Algumas fotos recentes de Porgras são muito estranhas, o rosto saudavelmente belo, com feições classicamente caucásicas, parece ter se transformado em muitas faces, algumas muito vulgares e chocantes para quem já havia se acostumado com a sua beleza natural.
O gênio não é frágil apenas em relação aos que estão mais suscetíveis de serem tomados por ''ele'' ou por si mesmos, mas também em relação à sua manifestação ou expressão, por se consistir em uma originalidade extremamente nova ou numa qualidade tão única que não pode sequer ser enquadrada dentro de números frios.

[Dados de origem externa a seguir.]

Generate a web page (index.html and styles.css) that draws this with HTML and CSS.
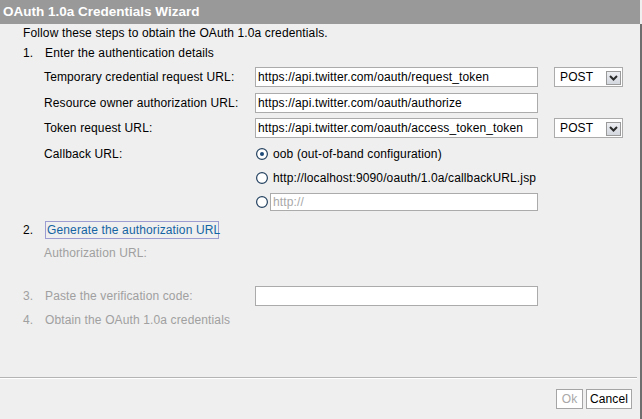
FILE: index.html
```html
<!DOCTYPE html>
<html>
<head>
<meta charset="utf-8">
<title>OAuth 1.0a Credentials Wizard</title>
<link rel="stylesheet" href="styles.css">
</head>
<body>
<div class="window">
  <div class="titlebar">OAuth 1.0a Credentials Wizard</div>
  <div class="body">
    <div class="content">
      <p class="intro">Follow these steps to obtain the OAuth 1.0a credentials.</p>
      <div class="step step1"><span class="num">1.</span><span>Enter the authentication details</span></div>
      <div class="form">
        <div class="row r1">
          <span class="label">Temporary credential request URL:</span>
          <div class="field">https://api.twitter.com/oauth/request_token</div>
          <div class="select"><span>POST</span><span class="arrow"><svg width="15" height="14" viewBox="0 0 15 14"><path d="M4 5 L7.5 8.5 L11 5" fill="none" stroke="#2b2b2b" stroke-width="2"/></svg></span></div>
        </div>
        <div class="row r2">
          <span class="label">Resource owner authorization URL:</span>
          <div class="field">https://api.twitter.com/oauth/authorize</div>
        </div>
        <div class="row r3">
          <span class="label">Token request URL:</span>
          <div class="field">https://api.twitter.com/oauth/access_token_token</div>
          <div class="select"><span>POST</span><span class="arrow"><svg width="15" height="14" viewBox="0 0 15 14"><path d="M4 5 L7.5 8.5 L11 5" fill="none" stroke="#2b2b2b" stroke-width="2"/></svg></span></div>
        </div>
        <div class="row r4">
          <span class="label">Callback URL:</span>
          <span class="radio"><svg width="12" height="12" viewBox="0 0 12 12"><circle cx="6" cy="6" r="5.4" fill="#fff" stroke="#23415f" stroke-width="1.2"/><circle cx="6" cy="6" r="2" fill="#1d4a78"/></svg></span>
          <span class="rtext">oob (out-of-band configuration)</span>
        </div>
        <div class="row r5">
          <span class="label"></span>
          <span class="radio"><svg width="12" height="12" viewBox="0 0 12 12"><circle cx="6" cy="6" r="5.4" fill="#fff" stroke="#23415f" stroke-width="1.2"/></svg></span>
          <span class="rtext">http://localhost:9090/oauth/1.0a/callbackURL.jsp</span>
        </div>
        <div class="row r6">
          <span class="label"></span>
          <span class="radio"><svg width="12" height="12" viewBox="0 0 12 12"><circle cx="6" cy="6" r="5.4" fill="#fff" stroke="#23415f" stroke-width="1.2"/></svg></span>
          <div class="field small placeholder">http://</div>
        </div>
      </div>
      <div class="step step2"><span class="num">2.</span><span class="genbtn">Generate the authorization URL</span></div>
      <div class="authurl disabled">Authorization URL:</div>
      <div class="step step3 disabled"><span class="num">3.</span><span class="label3">Paste the verification code:</span><div class="field"></div></div>
      <div class="step step4 disabled"><span class="num">4.</span><span>Obtain the OAuth 1.0a credentials</span></div>
    </div>
    <div class="footer">
      <span class="btn ok">Ok</span>
      <span class="btn cancel">Cancel</span>
    </div>
  </div>
</div>
</body>
</html>
```
FILE: styles.css
```css
html, body {
  margin: 0;
  padding: 0;
}
body {
  background: #efefef;
  font-family: "Liberation Sans", Arial, sans-serif;
  font-size: 12px;
  letter-spacing: 0.13px;
  color: #000;
}
.window {
  width: 642px;
  height: 419px;
  display: flex;
  flex-direction: column;
}
.titlebar {
  width: 637px;
  height: 24px;
  background: #999999;
  color: #fff;
  font-weight: bold;
  font-size: 13.5px;
  letter-spacing: 0;
  line-height: 24px;
  padding-left: 3px;
  box-sizing: content-box;
}
.body {
  flex: 1;
  width: 640px;
  display: flex;
  flex-direction: column;
  border-right: 2px solid #6e6e6e;
}
.content {
  flex: 1;
  padding: 2px 0 0 23px;
}
.intro {
  margin: 0;
  line-height: 14px;
}
.step {
  display: flex;
  align-items: center;
  line-height: 14px;
}
.num {
  width: 22px;
  flex: none;
}
.step1 {
  margin-top: 6px;
}
.form {
  padding-left: 21px;
  margin-top: 7px;
}
.row {
  display: flex;
  align-items: center;
  height: 20px;
}
.r2 { margin-top: 6px; }
.r3 { margin-top: 5px; }
.r4 { margin-top: 6px; }
.r5 { margin-top: 4px; }
.r6 { margin-top: 4px; }
.label {
  width: 211px;
  flex: none;
}
.field {
  width: 283px;
  height: 20px;
  box-sizing: border-box;
  border: 1px solid #ababab;
  background: #fff;
  padding: 0 2px;
  line-height: 18px;
  white-space: nowrap;
  overflow: hidden;
  flex: none;
}
.field.small {
  width: 268px;
  height: 18px;
  line-height: 16px;
  margin-left: 2px;
}
.placeholder {
  color: #a8a8a8;
}
.select {
  margin-left: 16px;
  width: 69px;
  height: 20px;
  box-sizing: border-box;
  border: 1px solid #ababab;
  background: #fff;
  display: flex;
  align-items: center;
  justify-content: space-between;
  padding: 0 1px 0 5px;
  line-height: 18px;
}
.arrow {
  width: 15px;
  height: 14px;
  box-sizing: border-box;
  border: 1px solid #9a9a9a;
  background: linear-gradient(#eceef2, #d3d7de);
  display: flex;
  align-items: center;
  justify-content: center;
  margin-top: 1px;
}
.arrow svg {
  display: block;
  flex: none;
}
.radio {
  width: 12px;
  height: 12px;
  margin-left: 1px;
  flex: none;
}
.radio svg {
  display: block;
}
.rtext {
  margin-left: 5px;
  white-space: nowrap;
}
.step2 {
  margin-top: 9px;
  height: 18px;
}
.genbtn {
  display: block;
  height: 18px;
  box-sizing: border-box;
  width: 174px;
  border: 1px solid #9d9dd2;
  padding: 0 1px;
  line-height: 16px;
  color: #1464a2;
  white-space: nowrap;
}
.disabled {
  color: #a0a0a0;
}
.authurl {
  margin-top: 7px;
  padding-left: 21px;
  line-height: 14px;
}
.step3 {
  margin-top: 26px;
  height: 20px;
}
.label3 {
  width: 210px;
  flex: none;
}
.step4 {
  margin-top: 7px;
}
.footer {
  height: 42px;
  box-sizing: border-box;
  margin-right: 3px;
  border-top: 1px solid #b4b4b4;
  box-shadow: inset 0 1px 0 #ffffff;
  display: flex;
  justify-content: flex-end;
  align-items: flex-start;
  padding: 11px 5px 0 0;
  gap: 3px;
}
.btn {
  height: 20px;
  box-sizing: border-box;
  border: 1px solid #a5a5a5;
  background: #fff;
  line-height: 18px;
  text-align: center;
}
.ok {
  width: 27px;
  color: #a8a8a8;
}
.cancel {
  width: 46px;
}
```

O gênio escondido e finalmente expressado de Mukhina lhe causou danos irreparáveis e que resultaram em um resto de vida bem complicado pra ela. O mesmo pode ser dito em relação ao seu fantástico técnico.
A mesma personalidade soberba, arrogante, artística e fina que Porgras expressou, especialmente em suas belíssimas apresentações de solo, nos fazendo voltar á belle epoque de Paris e Viena, pode também estar tendo um papel em suas decisões pessoais.
A intensidade e o potencial sem limites pré-estabelecidos de ordem qualitativa do gênio ''ou de alguém que exibe potencial raro para expressá-lo'' tende a ser sempre uma faca de dois gumes, onde brota o gênio também pode brotar a insanidade.
Na atualidade, a ginasta islandesa Eythora Thorsdottir, ambientada na Holanda, parece expressar muitos componentes de sutilezas singulares que compõe a expressão da genialidade artística.